An impressive novel, first or otherwise, Peck has constructed a collage-work where characters flow in and out of focus, including Willis himself, with the editors not at all, but for their hand in the introduction and epilogue, and in working the order of the individual texts. But if the order is constructed by these fictional editors, are we missing something, deliberate or accidentally, in Willis’ “intent”? Is the ending, perhaps, entirely beside the point? In beautiful language, Peck makes a book worthy of the word, which so few of them are anymore, as the last section, “A Profane Halo: An Editor’s Epilogue” writes:
The story of Bernard Willis puzzles us. Motivation for his disappearance is scant, left to interpretation. Through an unknown circumstance, which we can only describe as bewilderment itself, Bernard Willis disappeared while at Gibraltar Point Centre for the Arts. A glaring light blinds us, and Bernard is gone, like a conjurer’s assistant in a magic act: the veil is removed and—poof!—Bernard vanishes. By sheer luck or by providence, my companion and I found this manuscript. We have spent the past four years pain-stakingly ordering it, and preparing it for publication. We can only guess what kind of response it will receive.
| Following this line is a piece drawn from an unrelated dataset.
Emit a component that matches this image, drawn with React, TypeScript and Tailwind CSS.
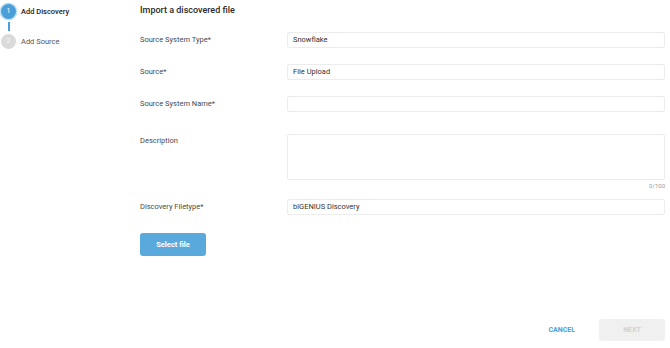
import { useState } from 'react';

const steps = [
  { n: 1, label: 'Add Discovery', active: true },
  { n: 2, label: 'Add Source', active: false },
];

const Field = ({ label, value }: { label: string; value?: string }) => (
  <div className="flex items-center h-[16px]">
    <div className="w-[147px] text-[7.5px] text-[#4a4a4a]">{label}</div>
    <div className="flex-1 h-[16px] border border-[#ececec] rounded-[2px] flex items-center px-[5px] text-[7.5px] text-[#333]">
      {value}
    </div>
  </div>
);

export default function App() {
  const [desc] = useState('');

  return (
    <div
      className="w-[670px] h-[348px] bg-white flex"
      style={{ fontFamily: 'Roboto, "Liberation Sans", sans-serif' }}
    >
      {/* Stepper */}
      <div className="w-[140px] pt-[4px] pl-[1px]">
        {steps.map((s, i) => (
          <div key={s.n}>
            {i > 0 && <div className="ml-[7px] w-[2px] h-[9px] bg-[#4a9fd8] my-[3px]" />}
            <div className="flex items-center gap-[5px]">
              <div
                className={`w-[15px] h-[15px] rounded-full flex items-center justify-center text-[7px] ${
                  s.active
                    ? 'bg-[#4a9fd8] text-white ring-[1.5px] ring-[#bfe0f5]'
                    : 'bg-[#dadada] text-[#f6f6f6]'
                }`}
              >
                {s.n}
              </div>
              <span className={`text-[7.5px] ${s.active ? 'font-medium text-[#222]' : 'text-[#555]'}`}>
                {s.label}
              </span>
            </div>
          </div>
        ))}
      </div>

      {/* Form */}
      <div className="flex-1 pr-[5px] flex flex-col">
        <h1 className="text-[9px] font-medium text-[#2a2a2a] mt-[4px] h-[12px] leading-[12px]">
          Import a discovered file
        </h1>
        <div className="mt-[16px] flex flex-col gap-[16px]">
          <Field label="Source System Type*" value="Snowflake" />
          <Field label="Source*" value="File Upload" />
          <Field label="Source System Name*" />
        </div>
        <div className="mt-[22px] flex">
          <div className="w-[147px] text-[7.5px] text-[#4a4a4a] pt-[1px]">Description</div>
          <div className="flex-1 flex flex-col">
            <div className="h-[46px] border border-[#ececec] rounded-[2px] text-[7.5px]">{desc}</div>
            <div className="text-right text-[6px] text-[#999] mt-[1px]">{desc.length}/100</div>
          </div>
        </div>
        <div className="mt-[9px]">
          <Field label="Discovery Filetype*" value="biGENIUS Discovery" />
        </div>
        <button className="mt-[18px] w-[66px] h-[23px] rounded-[3px] bg-[#5aa9dc] text-white text-[7.5px] font-bold">
          Select file
        </button>
        <div className="mt-auto mb-[7px] flex justify-end items-center gap-[24px]">
          <span className="text-[7px] font-bold text-[#4a9fd8]">CANCEL</span>
          <button className="w-[66px] h-[22px] rounded-[3px] bg-[#f0f0f0] text-[#d0d0d0] text-[7px] font-bold">
            NEXT
          </button>
        </div>
      </div>
    </div>
  );
}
But, dear reader, we have been accused of distortion, incoherence, aggrandizement, embellishment, forgery, greed, ineptitude and even worse. It breaks our hearts. Our efforts are little understood, and our reputation at risk. To allay our sorrow, and in honour of Bernard, we drink whisky on a Dundas Street rooftop. To Bernard, we toast, raising our tumblers to the sky. But even here as summer sun heats the tiles,
there is no way of assuring you that our preparation of the manuscript of Bernard Willis—that fumbling whirling dervish of the archive—is not a sham. Soon it will be too hot to sit here. Large oak trees’ leaves rustle in the wind. To the east, downtown is hardly visible through the smog, but we’re near a chocolate factory. Trust us, dear reader, the sound of the leaves is mesmerizing. In autumn those leaves will fall spinning in oblate circles. Nearby raccoons will scrap, wailing inhumanly, tearing off each other’s tails.